The above four emotions are the most forceful ones, and they’re the ones that are exhibited in both the manipulator and those being manipulated. But even if a propagandist does not display those traits (at least not overtly) he or she still can go a long way with the more subtle emotion of (ersatz) earnestness.
Ronald Reagan was a master of this. While seemingly a good-natured avuncular Mr. Rogers type of character who did not raise his voice or burst into histrionics, and did not seem to harbor blatant hate, fear, or anger toward anyone, he nonetheless was able to shepherd his admirers into displaying those strong responses by the power of his seeming earnestness about what he was saying. He had an uncommon gift for lying his ass off and appearing to believe what he was selling with every fiber of his being.
There’s an old saying floating around in The Gipper’s former profession of show biz: “The key to success is sincerity; if you can fake that, you’ve got it made.” Well, he was very good at faking sincerity. And so are, to a lesser extent, Rush Limbaugh and Glenn Beck. (Beck made a shtick of actually working himself into tears — apparently with the aid of some kind of eye irritant.)
As for the Forty-Fifth White House Occupant, his skill in faking sincerity must be gauged as very low on the scale, way down in the negative numbers, if it is evaluated according how to believable he sounds (or doesn’t). His phoniness and blatant machinations are so painfully, comically obvious that you’d never expect a single person to fall for them. And yet, if you judge by the extent to which people believe him anyway, then he must be reckoned a phenomenally successful bullshitter — which says more about the gullibility and naivete of his followers than it does about his acumen. People like this get where they are by convincing their fans that they really care about them — while in reality they only care about their own bottom line.

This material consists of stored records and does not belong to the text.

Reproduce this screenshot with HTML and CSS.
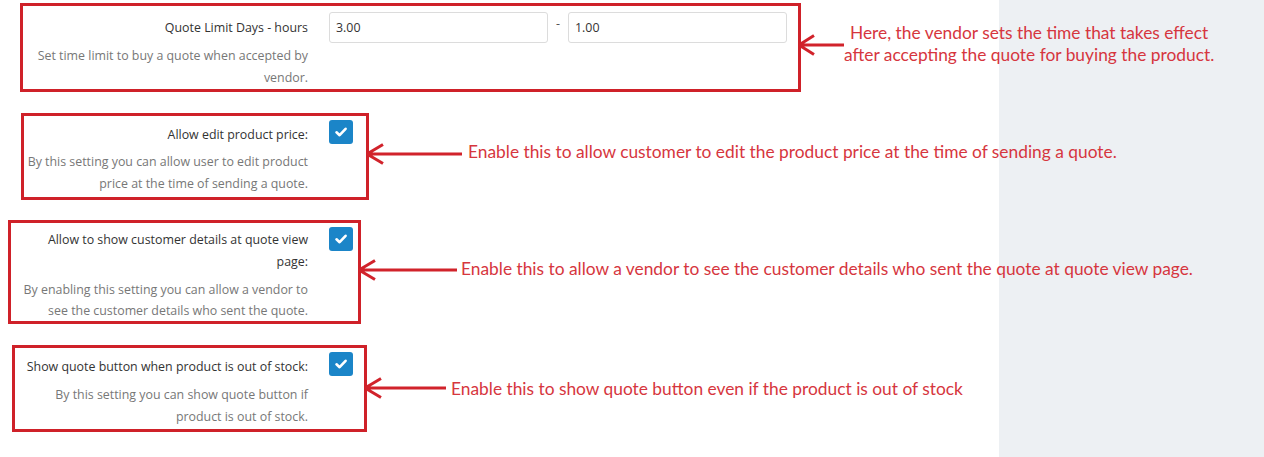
FILE: index.html
```html
<!DOCTYPE html>
<html lang="en">
<head>
<meta charset="utf-8">
<title>Quote settings</title>
<link rel="stylesheet" href="styles.css">
</head>
<body>
<div class="page">
  <div class="row row-1">
    <div class="box box-1">
      <div class="box-label">
        <div class="label">Quote Limit Days - hours</div>
        <div class="desc">Set time limit to buy a quote when accepted by vendor.</div>
      </div>
      <div class="range">
        <input class="field" type="text" value="3.00">
        <span class="dash">-</span>
        <input class="field" type="text" value="1.00">
      </div>
    </div>
    <svg class="arrow arrow-1" width="46" height="26" viewBox="0 0 46 26"><path d="M1 13H46M1 13L16 3.5M1 13L16 22.5" fill="none" stroke="#d1232b" stroke-width="3"/></svg>
    <div class="note note-center">Here, the vendor sets the time that takes effect<br>after accepting the quote for buying the product.</div>
  </div>

  <div class="row row-2">
    <div class="box box-2">
      <div class="box-label">
        <div class="label">Allow edit product price:</div>
        <div class="desc">By this setting you can allow user to edit product price at the time of sending a quote.</div>
      </div>
      <div class="check"><svg width="24" height="24" viewBox="0 0 24 24"><rect width="24" height="24" rx="3" fill="#1b85c8"/><path d="M7.5 12.3L10.6 15.2L16.6 8.8" fill="none" stroke="#fff" stroke-width="2.6" stroke-linecap="round" stroke-linejoin="round"/></svg></div>
    </div>
    <svg class="arrow arrow-2" width="96" height="26" viewBox="0 0 96 26"><path d="M1 13H96M1 13L17 3.5M1 13L17 22.5" fill="none" stroke="#d1232b" stroke-width="3"/></svg>
    <div class="note">Enable this to allow customer to edit the product price at the time of sending a quote.</div>
  </div>

  <div class="row row-3">
    <div class="box box-3">
      <div class="box-label">
        <div class="label">Allow to show customer details at quote view page:</div>
        <div class="desc">By enabling this setting you can allow a vendor to see the customer details who sent the quote.</div>
      </div>
      <div class="check"><svg width="24" height="24" viewBox="0 0 24 24"><rect width="24" height="24" rx="3" fill="#1b85c8"/><path d="M7.5 12.3L10.6 15.2L16.6 8.8" fill="none" stroke="#fff" stroke-width="2.6" stroke-linecap="round" stroke-linejoin="round"/></svg></div>
    </div>
    <svg class="arrow arrow-3" width="99" height="26" viewBox="0 0 99 26"><path d="M1 13H99M1 13L17 3.5M1 13L17 22.5" fill="none" stroke="#d1232b" stroke-width="3"/></svg>
    <div class="note">Enable this to allow a vendor to see the customer details who sent the quote at quote view page.</div>
  </div>

  <div class="row row-4">
    <div class="box box-4">
      <div class="box-label">
        <div class="label">Show quote button when product is out of stock:</div>
        <div class="desc">By this setting you can show quote button if product is out of stock.</div>
      </div>
      <div class="check"><svg width="24" height="24" viewBox="0 0 24 24"><rect width="24" height="24" rx="3" fill="#1b85c8"/><path d="M7.5 12.3L10.6 15.2L16.6 8.8" fill="none" stroke="#fff" stroke-width="2.6" stroke-linecap="round" stroke-linejoin="round"/></svg></div>
    </div>
    <svg class="arrow arrow-4" width="82" height="26" viewBox="0 0 82 26"><path d="M1 13H82M1 13L17 3.5M1 13L17 22.5" fill="none" stroke="#d1232b" stroke-width="3"/></svg>
    <div class="note">Enable this to show quote button even if the product is out of stock</div>
  </div>
</div>
</body>
</html>
```

FILE: styles.css
```css
html, body {
  margin: 0;
  padding: 0;
}
body {
  font-family: "Open Sans", "Noto Sans", sans-serif;
  font-size: 12.4px;
  color: #333;
}
.page {
  width: 1264px;
  height: 457px;
  overflow: hidden;
  background: linear-gradient(90deg, #ffffff 0, #ffffff 999px, #edf0f3 999px, #edf0f3 100%);
}
.row {
  display: flex;
  align-items: center;
}
.row-1 { margin: 3px 0 0 20px; }
.row-2 { margin: 21px 0 0 21px; }
.row-3 { margin: 20px 0 0 8px; }
.row-4 { margin: 21px 0 0 12px; }

.box {
  display: flex;
  align-items: flex-start;
  gap: 21px;
  border: 3px solid #cf2129;
  padding: 8px 0 2px;
  box-sizing: border-box;
  flex: none;
}
.box-1 { width: 781px; padding: 6px 11px 0 0; }
.box-2 { width: 348px; padding-right: 13px; }
.box-3 { width: 353px; padding-right: 5px; padding-top: 6px; padding-bottom: 0; }
.box-4 { width: 355px; padding-right: 11px; padding-bottom: 1px; }

.box-label {
  flex: 1;
  min-width: 0;
  text-align: right;
  line-height: 22px;
}
.box-1 .box-label { padding-top: 5px; }
.box-3 .box-label { padding-left: 7px; }
.label { color: #333; }
.desc {
  color: #777;
  margin-top: 5px;
}
.box-1 .desc { margin-top: 6px; }
.box-3 .desc { line-height: 21px; margin-top: 6px; }
.box-4 .desc { margin-top: 6px; }

.range {
  display: flex;
  align-items: flex-start;
}
.field {
  width: 219px;
  height: 31px;
  box-sizing: border-box;
  border: 1px solid #dcdcdc;
  border-radius: 3px;
  padding: 0 6px;
  font-family: "Open Sans", "Noto Sans", sans-serif;
  font-size: 12.4px;
  color: #333;
  background: #fff;
  outline: none;
}
.dash {
  width: 20px;
  text-align: center;
  line-height: 18px;
  padding-top: 3px;
  color: #555;
}
.check {
  width: 24px;
  height: 24px;
  margin-top: -4px;
}
.box-3 .check { margin-top: -2px; }
.check svg { display: block; }

.arrow {
  flex: none;
  display: block;
  margin-left: -3px;
  margin-bottom: 5px;
}
.note {
  font-family: "Lato", "Liberation Sans", sans-serif;
  font-size: 17.35px;
  color: #d6363e;
  white-space: nowrap;
  margin-bottom: 5px;
}
.row-1 .note { margin-left: 0; margin-bottom: 8px; }
.row-2 .note { margin-left: 6px; margin-bottom: 11px; }
.row-3 .note { margin-left: 4px; margin-bottom: 7px; }
.row-4 .arrow { margin-bottom: 1px; }
.row-4 .note { margin-left: 5px; margin-bottom: 1px; }
.note-center {
  text-align: center;
  line-height: 22px;
}
```
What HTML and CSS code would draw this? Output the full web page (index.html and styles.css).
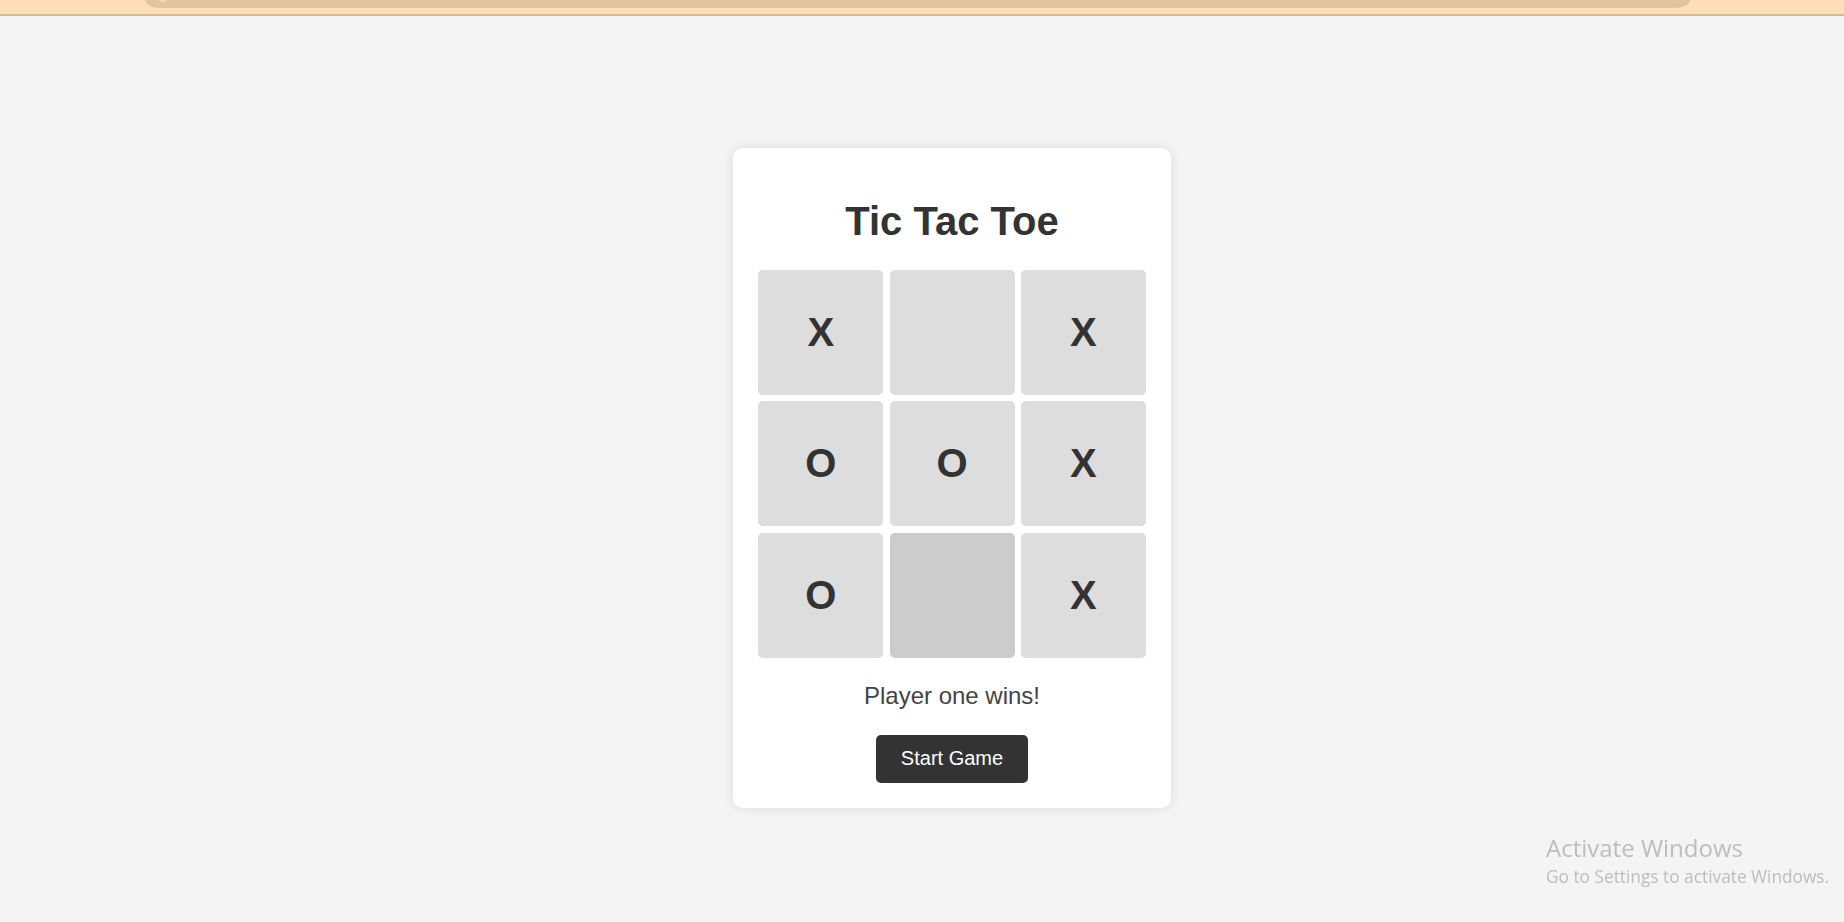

So those are the primary emotional responses that propagandists exhibit/ provoke. But there are a couple of important points to remember that may have occurred to you already. First, these responses do not operate in a vacuum. They frequently appear in various combinations — and of course in conjunction with other propaganda techniques. The other thing is that there is nothing inherently bad about any of these emotions; they all can be quite well founded and healthy, and can be used for constructive ends. Yes, even hate.
But quite often, these emotions are exhibited and/or drummed up in a very hollow and artificial fashion, simply for the purpose of manipulation. And if you are reasonably informed and alert, it really isn’t hard to tell the difference.